There is a tag for Economics with 161 posts, as well as one for Economic growth (130 posts), Economic inequality (10 posts), Economics of artificial intelligence (28 posts), Welfare economics (17 posts), Tax Policy (21 posts), Markets for altruism (33 posts) and many other subcategories.
Now I really like economics and I love economic analyses, but I think it’s very surprising how little presence the other social sciences have. The Social science tag only has 27 posts and there is no tag for sociology, anthropology, gender studies, geography, political science, or many other social sciences.
When you look at the People page of the EA forum, you’ll find lots of economists (and entrepreneurs) but almost no other social scientists. You will also notice that the vast majority of the people on this page are white men. This has been this way for a long time; this is what the page looked like a year ago:
I myself removed Elon Musk and SBF from this page, but don’t worry, this post will focus on the dangers of overrelying on economics, not on overrelying on capitalists (although they are related).
So what might those dangers be, and why is EA so stringent in its use of other disciplines? Well, those things are related too; economics is extremely insular. Other social studies make a lot of attempts to integrate themselves with all the other social sciences.

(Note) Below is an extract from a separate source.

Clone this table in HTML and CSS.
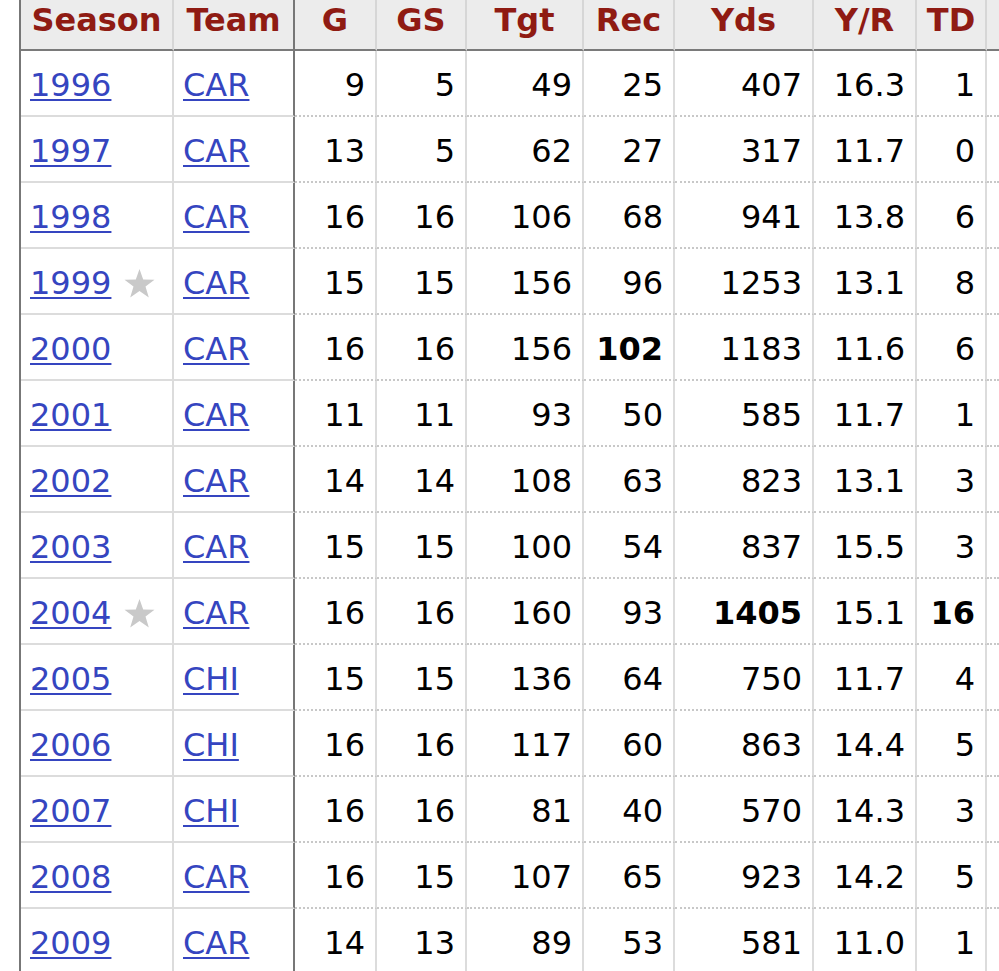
FILE: index.html
```html
<!DOCTYPE html>
<html lang="en">
<head>
<meta charset="utf-8">
<title>Receiving stats</title>
<link rel="stylesheet" href="styles.css">
</head>
<body>
<div class="stats" role="table">
  <div class="row head" role="row">
    <div class="c">Season</div><div class="c team">Team</div><div class="c">G</div><div class="c">GS</div><div class="c">Tgt</div><div class="c">Rec</div><div class="c">Yds</div><div class="c">Y/R</div><div class="c">TD</div><div class="c last"></div>
  </div>
  <div class="row"><div class="c yr"><a href="#">1996</a></div><div class="c team"><a href="#">CAR</a></div><div class="c">9</div><div class="c">5</div><div class="c">49</div><div class="c">25</div><div class="c">407</div><div class="c">16.3</div><div class="c">1</div><div class="c last"></div></div>
  <div class="row"><div class="c yr"><a href="#">1997</a></div><div class="c team"><a href="#">CAR</a></div><div class="c">13</div><div class="c">5</div><div class="c">62</div><div class="c">27</div><div class="c">317</div><div class="c">11.7</div><div class="c">0</div><div class="c last"></div></div>
  <div class="row"><div class="c yr"><a href="#">1998</a></div><div class="c team"><a href="#">CAR</a></div><div class="c">16</div><div class="c">16</div><div class="c">106</div><div class="c">68</div><div class="c">941</div><div class="c">13.8</div><div class="c">6</div><div class="c last"></div></div>
  <div class="row"><div class="c yr"><a href="#">1999</a><svg class="star" viewBox="0 0 31 29" width="31" height="29" aria-label="Pro Bowl"><path d="M15.5 0 L19.2 10.6 L30.5 10.8 L21.5 17.6 L24.8 28.5 L15.5 22 L6.2 28.5 L9.5 17.6 L0.5 10.8 L11.8 10.6 Z"/></svg></div><div class="c team"><a href="#">CAR</a></div><div class="c">15</div><div class="c">15</div><div class="c">156</div><div class="c">96</div><div class="c">1253</div><div class="c">13.1</div><div class="c">8</div><div class="c last"></div></div>
  <div class="row"><div class="c yr"><a href="#">2000</a></div><div class="c team"><a href="#">CAR</a></div><div class="c">16</div><div class="c">16</div><div class="c">156</div><div class="c"><strong>102</strong></div><div class="c">1183</div><div class="c">11.6</div><div class="c">6</div><div class="c last"></div></div>
  <div class="row"><div class="c yr"><a href="#">2001</a></div><div class="c team"><a href="#">CAR</a></div><div class="c">11</div><div class="c">11</div><div class="c">93</div><div class="c">50</div><div class="c">585</div><div class="c">11.7</div><div class="c">1</div><div class="c last"></div></div>
  <div class="row"><div class="c yr"><a href="#">2002</a></div><div class="c team"><a href="#">CAR</a></div><div class="c">14</div><div class="c">14</div><div class="c">108</div><div class="c">63</div><div class="c">823</div><div class="c">13.1</div><div class="c">3</div><div class="c last"></div></div>
  <div class="row"><div class="c yr"><a href="#">2003</a></div><div class="c team"><a href="#">CAR</a></div><div class="c">15</div><div class="c">15</div><div class="c">100</div><div class="c">54</div><div class="c">837</div><div class="c">15.5</div><div class="c">3</div><div class="c last"></div></div>
  <div class="row"><div class="c yr"><a href="#">2004</a><svg class="star" viewBox="0 0 31 29" width="31" height="29" aria-label="Pro Bowl"><path d="M15.5 0 L19.2 10.6 L30.5 10.8 L21.5 17.6 L24.8 28.5 L15.5 22 L6.2 28.5 L9.5 17.6 L0.5 10.8 L11.8 10.6 Z"/></svg></div><div class="c team"><a href="#">CAR</a></div><div class="c">16</div><div class="c">16</div><div class="c">160</div><div class="c">93</div><div class="c"><strong>1405</strong></div><div class="c">15.1</div><div class="c"><strong>16</strong></div><div class="c last"></div></div>
  <div class="row"><div class="c yr"><a href="#">2005</a></div><div class="c team"><a href="#">CHI</a></div><div class="c">15</div><div class="c">15</div><div class="c">136</div><div class="c">64</div><div class="c">750</div><div class="c">11.7</div><div class="c">4</div><div class="c last"></div></div>
  <div class="row"><div class="c yr"><a href="#">2006</a></div><div class="c team"><a href="#">CHI</a></div><div class="c">16</div><div class="c">16</div><div class="c">117</div><div class="c">60</div><div class="c">863</div><div class="c">14.4</div><div class="c">5</div><div class="c last"></div></div>
  <div class="row"><div class="c yr"><a href="#">2007</a></div><div class="c team"><a href="#">CHI</a></div><div class="c">16</div><div class="c">16</div><div class="c">81</div><div class="c">40</div><div class="c">570</div><div class="c">14.3</div><div class="c">3</div><div class="c last"></div></div>
  <div class="row"><div class="c yr"><a href="#">2008</a></div><div class="c team"><a href="#">CAR</a></div><div class="c">16</div><div class="c">15</div><div class="c">107</div><div class="c">65</div><div class="c">923</div><div class="c">14.2</div><div class="c">5</div><div class="c last"></div></div>
  <div class="row"><div class="c yr"><a href="#">2009</a></div><div class="c team"><a href="#">CAR</a></div><div class="c">14</div><div class="c">13</div><div class="c">89</div><div class="c">53</div><div class="c">581</div><div class="c">11.0</div><div class="c">1</div><div class="c last"></div></div>
</div>
</body>
</html>
```
FILE: styles.css
```css
html, body {
  margin: 0;
  padding: 0;
  overflow: hidden;
  background: #fff;
}
body {
  font-family: "DejaVu Sans", Verdana, sans-serif;
  font-size: 32px;
  color: #000;
}
.stats {
  margin-left: 19px;
  border-left: 2px solid #777;
  width: 978px;
}
.row {
  display: grid;
  grid-template-columns: 153px 121px 82px 90px 117px 91px 139px 103px 70px 12px;
}
.c {
  box-sizing: border-box;
  height: 66px;
  line-height: 37px;
  padding: 16px 10px 11px;
  text-align: right;
  white-space: nowrap;
  border-right: 2px solid #dcdcdc;
  border-bottom: 2px dotted #c8c8c8;
}
.c.yr, .c.team {
  text-align: left;
  padding-left: 9px;
  border-bottom: 2px solid #dcdcdc;
}
.c.team {
  border-right: 2px solid #777;
}
.c.last {
  border-right: 0;
  padding: 0;
}
.head .c {
  height: 51px;
  padding: 2px 0 10px;
  text-align: center;
  background: #ececec;
  color: #8f1b13;
  font-weight: bold;
  border-bottom: 2px solid #7a7a7a;
  border-right-color: #d6d6d6;
}
.head .c.team {
  border-right-color: #777;
}
a {
  color: #3545c0;
  text-decoration: underline;
  text-decoration-thickness: 2px;
  text-underline-offset: 3px;
}
strong {
  font-weight: bold;
}
.star {
  fill: #c9c9c9;
  margin-left: 13px;
  vertical-align: -4px;
}
```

This makes it so that learning about one discipline also teaches you about the other disciplines. Economists, meanwhile, have a tendency to see their discipline as better than the others, starting papers with things like:
Economics is not only a social science, it is a genuine science. Like the physical sciences, economics uses a methodology that produces refutable implications and tests these implications using solid statistical techniques.
In the paper "The Superiority of Economists" by Fourcade et al, economists were found to be the only group that thought interdisciplinary research was worse than research from a singular field:
Furthermore, they looked at top papers from political science, economics and sociology. They found that political science and sociology cited economics papers many times more than the other way around:
This lack of citing other social sciences was later confirmed by Angrist et al:
Given the complex interdisciplinary nature of societal issues, studying the basics of economics might make you overconfident that you can solve societal problems.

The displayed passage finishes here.